Is Great Satan's Allied Hook Up with Whahabbi Arabia dang near null and void?
These days, when the United States and Saudi Arabia look at the region, they see two completely different landscapes and conflicting sets of interests. Riyadh sees a series of conflicts that the United States must resolve and a series of failing states that it must rehabilitate. The Saudis would like a commitment from Obama to defang Iran, change the balance of power in the Syrian civil war to the detriment of Bashar Assad and resolve the Israeli-Palestinian conflict.44's making a futile trip. The United States and Saudi Arabia no longer see anything the same way.
How did the U.S.-Saudi relationship go so badly astray? It wasn’t that great to begin with. There has always been something incongruous about an alliance between a liberal democracy and a traditional monarchy relying on austere Islam and petrodollars to sustain itself. During the Cold War, the two sides’ antipathy toward the Soviet Union concealed all these differences.
In the post-Cold War period, the Saudis’ massive oil reserves and the need to deal with Saddam Hussein deflected attention from the core contradictions that long bedeviled this relationship. The September 11th tragedy, and the revelation that 15 out of the 19 hijackers came from Saudi Arabia, jolted the relationship once again, but that too was soon forgotten with America’s renewed focus on Iraq, as the long insurgency and reconstitution of post-Saddam Iraq took front page.
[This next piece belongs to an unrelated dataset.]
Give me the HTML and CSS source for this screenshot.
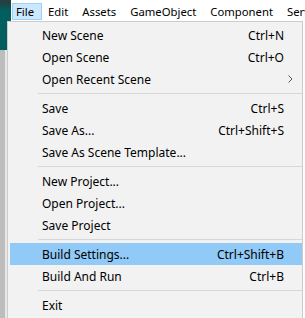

Today, the administration does not see an adversary whose containment requires Saudi support. Iran once would have filled that role, but Washington is preoccupied with sustaining its arms control agreement with Tehran. The resolution of the Israeli-Palestinian conflict once caused the United States to seek out Arab stakeholders, but such lofty ambitions no longer obsess Washington as they once did. And as the global energy markets change, the United States grows more energy independent, and Saudi oil becomes a less relevant staple crop, the lure of petroleum is increasingly not enough to sustain an alliance always built on a shaky foundation.
Moreover, suspicions that the Saudis have been two-faced in the fight against terrorism—especially over the kingdom’s alleged support of Al Qaeda and other Islamist extremist terrorists—are once again in the forefront.
Nor should the Saudis take any comfort from the idea that changing the occupant of the White House early next year will change this serious misalignment of interests, or substantially alter America’s policies.
As the Middle East undergoes another vulnerable and violent transition, it will do so largely without America. It remains to be seen whether the 21st century will be an American century anywhere else in the world, but it’s not going to be one in the Middle East. U.S. politicians on both sides are tired of expending precious resources to stabilize a region coming undone.